--- start of Available data ---

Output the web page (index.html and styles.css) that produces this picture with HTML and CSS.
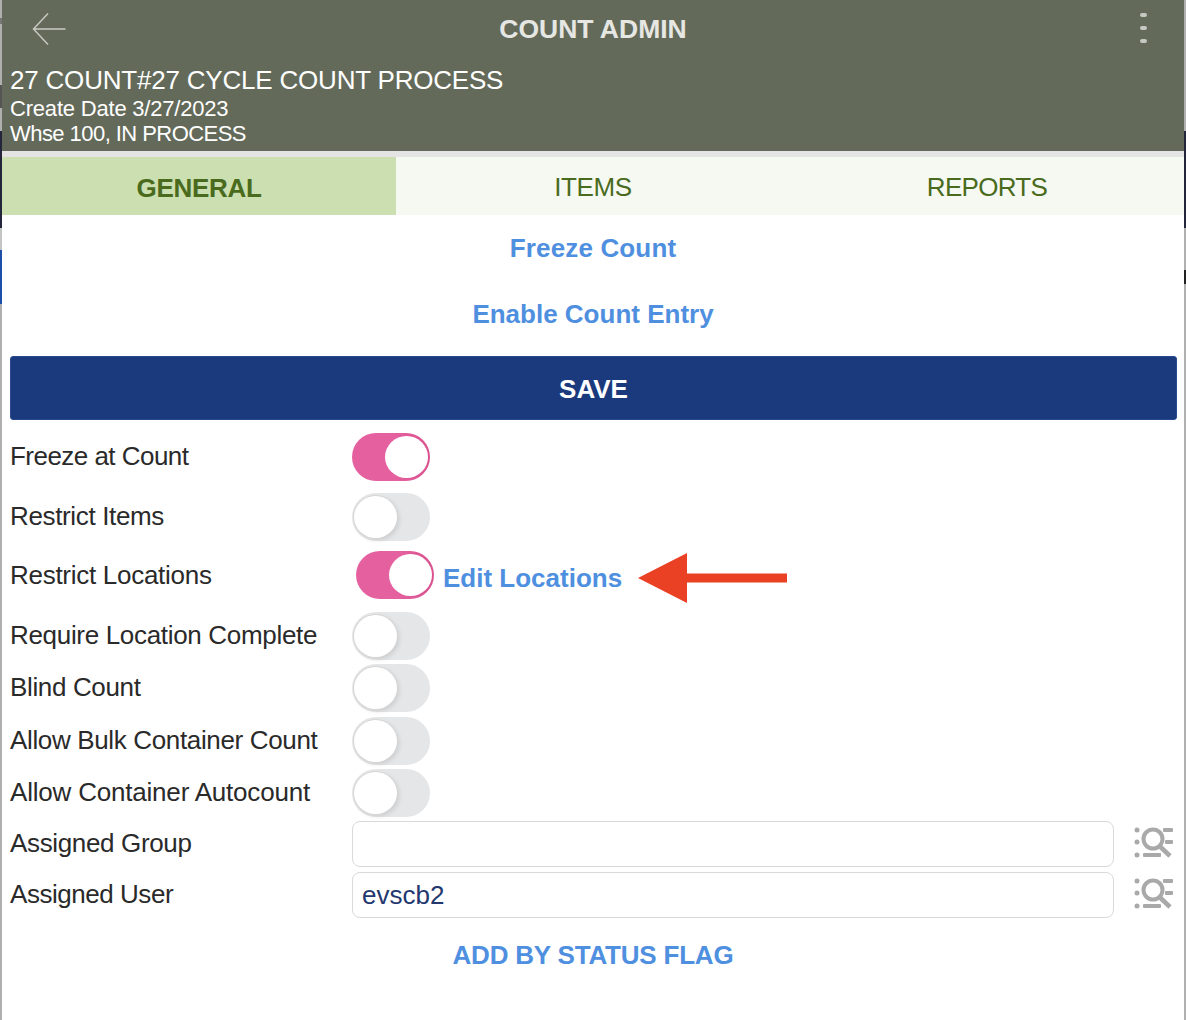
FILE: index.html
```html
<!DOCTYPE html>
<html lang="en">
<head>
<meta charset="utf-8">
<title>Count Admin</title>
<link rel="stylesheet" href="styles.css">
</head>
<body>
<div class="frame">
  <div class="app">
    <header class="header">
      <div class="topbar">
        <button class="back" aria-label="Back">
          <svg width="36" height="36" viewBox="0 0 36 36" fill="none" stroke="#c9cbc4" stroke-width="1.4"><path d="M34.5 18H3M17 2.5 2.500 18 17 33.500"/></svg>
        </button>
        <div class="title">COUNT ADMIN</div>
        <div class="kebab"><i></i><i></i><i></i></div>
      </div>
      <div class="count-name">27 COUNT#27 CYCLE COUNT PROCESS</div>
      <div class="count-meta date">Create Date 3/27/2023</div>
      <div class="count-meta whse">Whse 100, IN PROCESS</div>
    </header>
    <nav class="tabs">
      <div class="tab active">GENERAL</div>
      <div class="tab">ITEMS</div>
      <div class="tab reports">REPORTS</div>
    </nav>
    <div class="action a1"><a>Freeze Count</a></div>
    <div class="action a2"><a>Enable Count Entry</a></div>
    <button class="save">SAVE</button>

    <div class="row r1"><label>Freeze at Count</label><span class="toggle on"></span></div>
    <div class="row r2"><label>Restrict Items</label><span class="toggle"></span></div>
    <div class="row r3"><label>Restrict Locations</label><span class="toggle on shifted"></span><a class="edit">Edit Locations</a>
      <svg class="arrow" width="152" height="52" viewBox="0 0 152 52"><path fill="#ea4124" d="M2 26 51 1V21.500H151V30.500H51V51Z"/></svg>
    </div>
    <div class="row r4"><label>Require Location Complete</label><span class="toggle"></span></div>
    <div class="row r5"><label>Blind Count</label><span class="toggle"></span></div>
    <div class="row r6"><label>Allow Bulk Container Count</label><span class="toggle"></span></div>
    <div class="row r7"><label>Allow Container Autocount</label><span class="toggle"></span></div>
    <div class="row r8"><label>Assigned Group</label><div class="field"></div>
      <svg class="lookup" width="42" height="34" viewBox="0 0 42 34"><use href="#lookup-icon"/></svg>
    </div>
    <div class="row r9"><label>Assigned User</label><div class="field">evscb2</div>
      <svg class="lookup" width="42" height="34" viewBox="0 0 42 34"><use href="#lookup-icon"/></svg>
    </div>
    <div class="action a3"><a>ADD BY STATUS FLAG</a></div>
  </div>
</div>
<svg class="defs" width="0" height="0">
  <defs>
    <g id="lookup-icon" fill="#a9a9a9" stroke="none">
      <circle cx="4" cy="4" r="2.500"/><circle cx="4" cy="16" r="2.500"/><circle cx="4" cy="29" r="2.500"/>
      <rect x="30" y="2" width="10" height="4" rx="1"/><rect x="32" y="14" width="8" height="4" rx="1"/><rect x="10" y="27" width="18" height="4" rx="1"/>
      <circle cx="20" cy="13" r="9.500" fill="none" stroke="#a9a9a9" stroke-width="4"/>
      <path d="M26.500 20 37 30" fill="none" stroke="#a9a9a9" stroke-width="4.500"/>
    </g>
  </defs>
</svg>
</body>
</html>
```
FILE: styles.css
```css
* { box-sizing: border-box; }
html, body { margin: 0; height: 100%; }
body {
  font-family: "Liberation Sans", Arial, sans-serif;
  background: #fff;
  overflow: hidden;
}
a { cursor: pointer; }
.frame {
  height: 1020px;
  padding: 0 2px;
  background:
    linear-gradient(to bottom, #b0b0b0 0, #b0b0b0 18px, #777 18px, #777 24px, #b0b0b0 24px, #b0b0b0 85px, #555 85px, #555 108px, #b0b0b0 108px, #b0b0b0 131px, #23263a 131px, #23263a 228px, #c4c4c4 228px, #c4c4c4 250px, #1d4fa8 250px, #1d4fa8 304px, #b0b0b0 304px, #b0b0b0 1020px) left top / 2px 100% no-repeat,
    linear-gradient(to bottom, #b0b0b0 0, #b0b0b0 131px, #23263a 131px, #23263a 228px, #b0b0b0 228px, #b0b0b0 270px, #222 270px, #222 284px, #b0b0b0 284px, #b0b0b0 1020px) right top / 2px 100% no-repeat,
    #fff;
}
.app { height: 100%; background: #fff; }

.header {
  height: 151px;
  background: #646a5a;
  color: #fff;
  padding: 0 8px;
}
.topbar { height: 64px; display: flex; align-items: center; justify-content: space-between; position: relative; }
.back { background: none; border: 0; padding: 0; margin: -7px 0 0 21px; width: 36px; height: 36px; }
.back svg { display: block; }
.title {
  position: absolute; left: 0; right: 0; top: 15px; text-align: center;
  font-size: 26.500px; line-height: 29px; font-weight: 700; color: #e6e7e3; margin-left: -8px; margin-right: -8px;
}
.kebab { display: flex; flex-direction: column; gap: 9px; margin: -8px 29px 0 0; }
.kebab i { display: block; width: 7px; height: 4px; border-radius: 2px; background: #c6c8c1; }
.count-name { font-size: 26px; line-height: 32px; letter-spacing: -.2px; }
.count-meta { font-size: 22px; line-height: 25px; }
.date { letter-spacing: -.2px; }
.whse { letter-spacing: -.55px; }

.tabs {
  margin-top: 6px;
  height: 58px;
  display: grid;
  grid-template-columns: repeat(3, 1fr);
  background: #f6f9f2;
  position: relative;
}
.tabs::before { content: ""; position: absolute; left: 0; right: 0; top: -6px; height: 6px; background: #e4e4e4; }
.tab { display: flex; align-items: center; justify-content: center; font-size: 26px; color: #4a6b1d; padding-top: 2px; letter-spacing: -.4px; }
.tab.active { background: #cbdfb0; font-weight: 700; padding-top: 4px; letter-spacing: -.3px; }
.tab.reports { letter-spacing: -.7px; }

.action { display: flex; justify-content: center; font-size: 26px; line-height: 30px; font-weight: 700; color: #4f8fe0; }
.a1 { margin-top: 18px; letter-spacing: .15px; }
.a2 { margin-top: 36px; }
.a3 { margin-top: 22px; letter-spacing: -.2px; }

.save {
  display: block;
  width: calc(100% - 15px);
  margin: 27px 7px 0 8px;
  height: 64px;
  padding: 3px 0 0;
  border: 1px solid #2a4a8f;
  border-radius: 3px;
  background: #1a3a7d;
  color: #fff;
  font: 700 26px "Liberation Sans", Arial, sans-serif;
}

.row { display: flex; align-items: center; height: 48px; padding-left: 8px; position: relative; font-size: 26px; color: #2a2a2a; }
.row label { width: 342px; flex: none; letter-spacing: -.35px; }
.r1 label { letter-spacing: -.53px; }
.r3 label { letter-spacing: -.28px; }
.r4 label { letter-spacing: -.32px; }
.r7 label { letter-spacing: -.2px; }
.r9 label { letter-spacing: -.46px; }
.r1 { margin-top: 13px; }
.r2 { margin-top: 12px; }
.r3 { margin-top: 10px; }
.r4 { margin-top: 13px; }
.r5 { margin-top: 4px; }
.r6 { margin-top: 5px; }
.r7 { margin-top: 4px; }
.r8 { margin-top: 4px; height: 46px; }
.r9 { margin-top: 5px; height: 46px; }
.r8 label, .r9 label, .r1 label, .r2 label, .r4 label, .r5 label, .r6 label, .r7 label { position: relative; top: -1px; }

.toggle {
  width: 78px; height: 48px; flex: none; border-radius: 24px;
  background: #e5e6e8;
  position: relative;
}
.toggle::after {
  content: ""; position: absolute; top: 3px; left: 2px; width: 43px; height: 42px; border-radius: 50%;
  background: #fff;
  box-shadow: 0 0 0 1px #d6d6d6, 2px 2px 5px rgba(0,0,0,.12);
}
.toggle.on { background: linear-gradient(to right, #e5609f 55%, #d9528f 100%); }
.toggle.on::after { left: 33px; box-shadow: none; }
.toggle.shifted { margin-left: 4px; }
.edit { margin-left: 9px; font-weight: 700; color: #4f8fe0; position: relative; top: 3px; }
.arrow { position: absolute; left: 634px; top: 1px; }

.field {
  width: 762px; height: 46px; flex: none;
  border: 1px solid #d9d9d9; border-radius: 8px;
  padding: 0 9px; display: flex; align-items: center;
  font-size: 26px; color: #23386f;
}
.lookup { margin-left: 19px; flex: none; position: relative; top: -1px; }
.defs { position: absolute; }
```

--- end of Available data ---

• Instructions for the task
Where a line holds "styles", copy it out.

• Response for this exercise
Output the web page (index.html and styles.css) that produces this picture with HTML and CSS.
<link rel="stylesheet" href="styles.css">
FILE: styles.css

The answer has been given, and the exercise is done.